===== Material provided =====

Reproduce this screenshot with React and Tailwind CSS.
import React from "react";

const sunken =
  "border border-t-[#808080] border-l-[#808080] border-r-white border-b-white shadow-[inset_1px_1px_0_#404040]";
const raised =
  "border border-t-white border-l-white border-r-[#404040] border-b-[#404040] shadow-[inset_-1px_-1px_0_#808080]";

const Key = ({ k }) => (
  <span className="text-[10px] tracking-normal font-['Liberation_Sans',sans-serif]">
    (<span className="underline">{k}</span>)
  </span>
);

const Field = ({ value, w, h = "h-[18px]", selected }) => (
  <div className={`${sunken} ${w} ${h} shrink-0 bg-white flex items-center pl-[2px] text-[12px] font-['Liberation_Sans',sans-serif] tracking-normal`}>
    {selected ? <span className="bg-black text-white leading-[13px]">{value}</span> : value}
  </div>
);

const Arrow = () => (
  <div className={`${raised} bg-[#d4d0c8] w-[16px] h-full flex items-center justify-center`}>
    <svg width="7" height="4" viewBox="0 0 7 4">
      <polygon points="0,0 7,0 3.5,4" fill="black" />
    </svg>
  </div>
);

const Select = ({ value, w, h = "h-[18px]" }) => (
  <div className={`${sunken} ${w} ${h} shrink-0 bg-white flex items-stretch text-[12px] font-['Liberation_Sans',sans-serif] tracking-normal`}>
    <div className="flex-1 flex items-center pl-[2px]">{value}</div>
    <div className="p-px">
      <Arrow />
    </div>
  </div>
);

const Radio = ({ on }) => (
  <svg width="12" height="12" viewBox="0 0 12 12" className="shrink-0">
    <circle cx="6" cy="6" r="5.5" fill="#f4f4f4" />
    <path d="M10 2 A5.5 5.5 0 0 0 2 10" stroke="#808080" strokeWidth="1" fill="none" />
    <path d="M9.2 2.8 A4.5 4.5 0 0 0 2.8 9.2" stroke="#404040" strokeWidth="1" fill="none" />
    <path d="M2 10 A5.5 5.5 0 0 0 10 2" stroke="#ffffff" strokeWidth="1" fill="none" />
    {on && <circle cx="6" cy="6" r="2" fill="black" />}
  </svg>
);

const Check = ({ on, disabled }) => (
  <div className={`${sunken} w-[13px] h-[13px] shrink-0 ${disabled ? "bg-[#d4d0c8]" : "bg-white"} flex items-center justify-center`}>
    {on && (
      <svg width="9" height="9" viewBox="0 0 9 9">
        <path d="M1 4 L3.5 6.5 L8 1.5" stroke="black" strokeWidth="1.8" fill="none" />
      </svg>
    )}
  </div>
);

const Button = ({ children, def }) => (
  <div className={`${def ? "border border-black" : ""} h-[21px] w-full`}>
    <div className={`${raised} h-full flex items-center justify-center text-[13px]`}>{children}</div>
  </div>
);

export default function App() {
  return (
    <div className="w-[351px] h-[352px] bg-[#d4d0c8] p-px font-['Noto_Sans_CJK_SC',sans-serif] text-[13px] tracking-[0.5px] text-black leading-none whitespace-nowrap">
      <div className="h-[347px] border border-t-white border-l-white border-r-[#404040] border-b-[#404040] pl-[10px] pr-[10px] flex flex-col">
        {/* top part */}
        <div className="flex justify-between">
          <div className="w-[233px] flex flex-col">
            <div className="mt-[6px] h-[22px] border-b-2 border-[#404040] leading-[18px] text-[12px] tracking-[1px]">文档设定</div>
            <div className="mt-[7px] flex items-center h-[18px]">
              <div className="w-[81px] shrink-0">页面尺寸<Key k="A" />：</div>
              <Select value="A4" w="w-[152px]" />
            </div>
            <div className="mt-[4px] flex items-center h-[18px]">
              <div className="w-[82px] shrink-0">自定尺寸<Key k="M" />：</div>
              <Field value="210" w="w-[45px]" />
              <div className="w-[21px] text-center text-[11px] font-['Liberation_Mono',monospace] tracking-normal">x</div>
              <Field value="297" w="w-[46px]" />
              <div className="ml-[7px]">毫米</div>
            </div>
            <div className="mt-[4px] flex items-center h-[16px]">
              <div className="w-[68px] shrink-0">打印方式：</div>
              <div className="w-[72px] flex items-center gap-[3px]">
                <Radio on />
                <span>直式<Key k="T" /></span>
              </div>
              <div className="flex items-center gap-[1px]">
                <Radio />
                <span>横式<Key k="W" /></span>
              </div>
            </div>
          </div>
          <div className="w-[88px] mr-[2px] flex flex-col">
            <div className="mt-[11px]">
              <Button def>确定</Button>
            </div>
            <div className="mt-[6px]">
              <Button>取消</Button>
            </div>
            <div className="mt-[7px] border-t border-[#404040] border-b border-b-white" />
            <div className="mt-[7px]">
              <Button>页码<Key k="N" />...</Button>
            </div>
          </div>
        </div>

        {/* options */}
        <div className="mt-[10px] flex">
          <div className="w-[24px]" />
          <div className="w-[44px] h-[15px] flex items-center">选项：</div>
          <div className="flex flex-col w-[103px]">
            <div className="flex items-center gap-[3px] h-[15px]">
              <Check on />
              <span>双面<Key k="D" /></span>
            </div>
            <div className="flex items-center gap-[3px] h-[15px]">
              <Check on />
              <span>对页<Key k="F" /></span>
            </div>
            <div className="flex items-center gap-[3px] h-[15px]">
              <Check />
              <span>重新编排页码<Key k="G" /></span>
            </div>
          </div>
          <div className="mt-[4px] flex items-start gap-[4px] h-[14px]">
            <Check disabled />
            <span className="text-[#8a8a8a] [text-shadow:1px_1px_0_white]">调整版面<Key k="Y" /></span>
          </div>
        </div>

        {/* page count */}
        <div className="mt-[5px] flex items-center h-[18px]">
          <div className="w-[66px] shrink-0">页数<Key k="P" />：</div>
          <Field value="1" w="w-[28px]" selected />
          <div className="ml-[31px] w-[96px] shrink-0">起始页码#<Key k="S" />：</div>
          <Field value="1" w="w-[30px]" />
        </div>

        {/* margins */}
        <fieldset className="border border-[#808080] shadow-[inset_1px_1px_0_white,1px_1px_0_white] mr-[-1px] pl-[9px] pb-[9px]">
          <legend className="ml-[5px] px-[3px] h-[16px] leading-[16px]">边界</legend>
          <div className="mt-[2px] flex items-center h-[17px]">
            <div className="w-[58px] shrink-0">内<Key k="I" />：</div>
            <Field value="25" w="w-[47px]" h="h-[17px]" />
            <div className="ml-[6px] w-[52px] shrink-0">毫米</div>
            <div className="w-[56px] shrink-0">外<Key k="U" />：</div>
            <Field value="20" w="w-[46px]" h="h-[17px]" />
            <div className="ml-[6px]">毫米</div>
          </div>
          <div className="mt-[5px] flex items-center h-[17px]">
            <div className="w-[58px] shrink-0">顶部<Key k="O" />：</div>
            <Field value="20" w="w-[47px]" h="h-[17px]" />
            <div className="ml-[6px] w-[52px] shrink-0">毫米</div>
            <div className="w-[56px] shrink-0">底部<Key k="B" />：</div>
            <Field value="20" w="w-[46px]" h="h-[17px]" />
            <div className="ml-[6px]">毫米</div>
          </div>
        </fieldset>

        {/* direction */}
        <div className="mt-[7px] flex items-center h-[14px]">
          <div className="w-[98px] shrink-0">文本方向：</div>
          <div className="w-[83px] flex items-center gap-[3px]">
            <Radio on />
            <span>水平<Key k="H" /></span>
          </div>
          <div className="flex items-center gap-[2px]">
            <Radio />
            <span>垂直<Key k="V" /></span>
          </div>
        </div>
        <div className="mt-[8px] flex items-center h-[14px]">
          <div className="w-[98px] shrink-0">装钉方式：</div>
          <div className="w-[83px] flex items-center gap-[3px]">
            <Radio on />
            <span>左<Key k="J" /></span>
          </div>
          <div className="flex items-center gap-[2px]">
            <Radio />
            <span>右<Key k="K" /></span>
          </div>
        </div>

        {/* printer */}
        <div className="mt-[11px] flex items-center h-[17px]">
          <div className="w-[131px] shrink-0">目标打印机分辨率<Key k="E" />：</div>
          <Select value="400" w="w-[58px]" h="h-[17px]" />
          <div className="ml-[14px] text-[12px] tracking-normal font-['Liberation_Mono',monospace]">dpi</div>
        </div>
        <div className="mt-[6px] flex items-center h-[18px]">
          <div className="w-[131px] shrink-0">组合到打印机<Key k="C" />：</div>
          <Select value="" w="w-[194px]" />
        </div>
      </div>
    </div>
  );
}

=====

● **Problem to solve**:
Identify the lines that hold the word "React". Copy every one of them.

● **Written solution**:
Reproduce this screenshot with React and Tailwind CSS.
import React from "react";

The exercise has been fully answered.